Participation: Affected stakeholders, communities, purchasers and governments should have some influence over whether prices are fair and which medicines are included, so that companies are not making unilateral decisions on matters of public health.

Not the only solution

While tiered pricing can be a way to improve access, it cannot be the only global solution to the problem of affordability. In the long-term, sustainable reductions in price will ultimately require increased competition, which will in turn require governments to make use of tools that they have. This may mean making use of global intellectual property flexibilities, which are internationally agreed protections for countries to ensure access to medicines.

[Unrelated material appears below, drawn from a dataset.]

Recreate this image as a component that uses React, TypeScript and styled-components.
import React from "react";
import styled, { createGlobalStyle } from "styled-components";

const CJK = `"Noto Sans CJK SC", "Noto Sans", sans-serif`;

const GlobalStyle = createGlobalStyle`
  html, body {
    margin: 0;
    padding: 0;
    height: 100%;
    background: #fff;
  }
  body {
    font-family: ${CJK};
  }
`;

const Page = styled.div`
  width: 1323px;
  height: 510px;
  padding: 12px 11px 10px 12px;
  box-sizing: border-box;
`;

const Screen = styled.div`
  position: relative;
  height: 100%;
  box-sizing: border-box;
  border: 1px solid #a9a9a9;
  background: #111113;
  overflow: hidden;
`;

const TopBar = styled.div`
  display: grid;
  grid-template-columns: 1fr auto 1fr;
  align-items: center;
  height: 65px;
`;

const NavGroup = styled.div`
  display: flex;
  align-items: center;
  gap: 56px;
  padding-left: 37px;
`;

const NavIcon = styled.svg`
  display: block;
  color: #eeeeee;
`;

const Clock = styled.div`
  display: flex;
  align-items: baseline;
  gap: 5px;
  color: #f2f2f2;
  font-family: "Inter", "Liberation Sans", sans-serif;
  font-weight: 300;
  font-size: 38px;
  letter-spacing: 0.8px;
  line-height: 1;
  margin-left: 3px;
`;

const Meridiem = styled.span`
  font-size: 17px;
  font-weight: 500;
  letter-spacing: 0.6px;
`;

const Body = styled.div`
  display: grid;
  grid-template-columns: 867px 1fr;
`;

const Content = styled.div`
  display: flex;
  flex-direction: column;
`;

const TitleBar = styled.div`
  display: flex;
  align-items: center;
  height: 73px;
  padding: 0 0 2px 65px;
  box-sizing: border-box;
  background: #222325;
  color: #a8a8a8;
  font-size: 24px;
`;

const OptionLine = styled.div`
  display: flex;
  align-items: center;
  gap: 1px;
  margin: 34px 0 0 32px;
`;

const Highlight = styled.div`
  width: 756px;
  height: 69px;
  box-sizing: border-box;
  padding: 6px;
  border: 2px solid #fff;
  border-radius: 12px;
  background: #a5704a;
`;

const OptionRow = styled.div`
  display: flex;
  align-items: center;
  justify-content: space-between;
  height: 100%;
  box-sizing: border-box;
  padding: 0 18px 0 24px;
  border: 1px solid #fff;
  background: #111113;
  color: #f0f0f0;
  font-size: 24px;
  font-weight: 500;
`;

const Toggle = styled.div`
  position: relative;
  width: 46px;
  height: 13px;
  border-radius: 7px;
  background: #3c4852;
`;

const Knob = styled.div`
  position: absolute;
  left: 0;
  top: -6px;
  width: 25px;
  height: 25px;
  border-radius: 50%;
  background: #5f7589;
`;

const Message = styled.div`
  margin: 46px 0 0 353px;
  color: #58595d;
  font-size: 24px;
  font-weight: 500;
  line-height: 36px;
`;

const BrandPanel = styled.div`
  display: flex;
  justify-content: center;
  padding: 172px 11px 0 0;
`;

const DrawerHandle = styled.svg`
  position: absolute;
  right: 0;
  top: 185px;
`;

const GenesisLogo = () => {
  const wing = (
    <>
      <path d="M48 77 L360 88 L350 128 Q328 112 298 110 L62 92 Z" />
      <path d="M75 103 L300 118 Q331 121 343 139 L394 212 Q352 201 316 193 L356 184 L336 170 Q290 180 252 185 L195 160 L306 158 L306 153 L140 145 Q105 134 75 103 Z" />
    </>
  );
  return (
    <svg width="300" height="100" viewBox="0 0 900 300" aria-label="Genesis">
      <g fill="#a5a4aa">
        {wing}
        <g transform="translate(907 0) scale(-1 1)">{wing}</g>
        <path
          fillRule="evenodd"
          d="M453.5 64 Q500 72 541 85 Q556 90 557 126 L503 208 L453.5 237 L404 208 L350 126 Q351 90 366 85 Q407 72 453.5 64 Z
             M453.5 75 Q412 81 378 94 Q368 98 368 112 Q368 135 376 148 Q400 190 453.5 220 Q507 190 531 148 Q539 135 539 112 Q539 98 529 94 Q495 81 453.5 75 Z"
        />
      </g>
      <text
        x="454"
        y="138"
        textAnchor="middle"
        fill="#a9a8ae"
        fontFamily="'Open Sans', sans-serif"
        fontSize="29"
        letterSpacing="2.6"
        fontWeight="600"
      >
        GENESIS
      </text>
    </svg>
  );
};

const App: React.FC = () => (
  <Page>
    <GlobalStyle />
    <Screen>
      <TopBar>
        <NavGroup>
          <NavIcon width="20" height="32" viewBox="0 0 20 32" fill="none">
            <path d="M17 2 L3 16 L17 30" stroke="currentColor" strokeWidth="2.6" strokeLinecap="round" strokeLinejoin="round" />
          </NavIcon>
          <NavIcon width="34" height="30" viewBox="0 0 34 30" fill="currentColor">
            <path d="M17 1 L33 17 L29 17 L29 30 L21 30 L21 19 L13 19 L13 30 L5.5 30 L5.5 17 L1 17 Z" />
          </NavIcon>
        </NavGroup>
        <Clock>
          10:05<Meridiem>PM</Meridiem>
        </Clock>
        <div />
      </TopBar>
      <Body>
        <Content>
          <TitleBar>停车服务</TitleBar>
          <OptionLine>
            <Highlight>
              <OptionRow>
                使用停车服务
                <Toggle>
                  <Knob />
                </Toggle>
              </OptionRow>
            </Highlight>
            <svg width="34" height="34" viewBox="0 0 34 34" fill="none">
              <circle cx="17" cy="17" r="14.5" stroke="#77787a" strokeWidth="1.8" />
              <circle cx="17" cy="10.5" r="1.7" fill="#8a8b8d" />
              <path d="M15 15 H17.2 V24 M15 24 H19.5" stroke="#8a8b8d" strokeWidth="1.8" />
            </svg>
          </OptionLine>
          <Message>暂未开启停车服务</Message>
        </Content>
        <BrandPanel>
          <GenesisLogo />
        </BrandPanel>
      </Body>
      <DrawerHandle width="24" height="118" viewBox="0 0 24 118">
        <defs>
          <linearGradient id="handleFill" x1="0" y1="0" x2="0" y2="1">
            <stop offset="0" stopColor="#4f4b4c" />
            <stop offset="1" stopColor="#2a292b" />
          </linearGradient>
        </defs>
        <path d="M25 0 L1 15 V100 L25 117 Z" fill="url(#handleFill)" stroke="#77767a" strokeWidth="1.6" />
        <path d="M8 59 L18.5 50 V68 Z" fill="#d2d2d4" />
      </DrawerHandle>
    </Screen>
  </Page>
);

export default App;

Save the Children and other NGOs must ensure that governments have the space to make use of all of the tools at their disposal to reduce prices and to make sure that research into new medicines and formulations prioritises vulnerable groups and diseases common in developing countries – even if there are not many profits to be made. But we also must make sure that governments take steps to address all the problems of access that don’t involve affordability, such as:

  • increasing trained health care workers
  • more government spending on health
  • improving supply chains.

Ensuring access to medicines for the most vulnerable and marginalised children will require addressing all of these problems.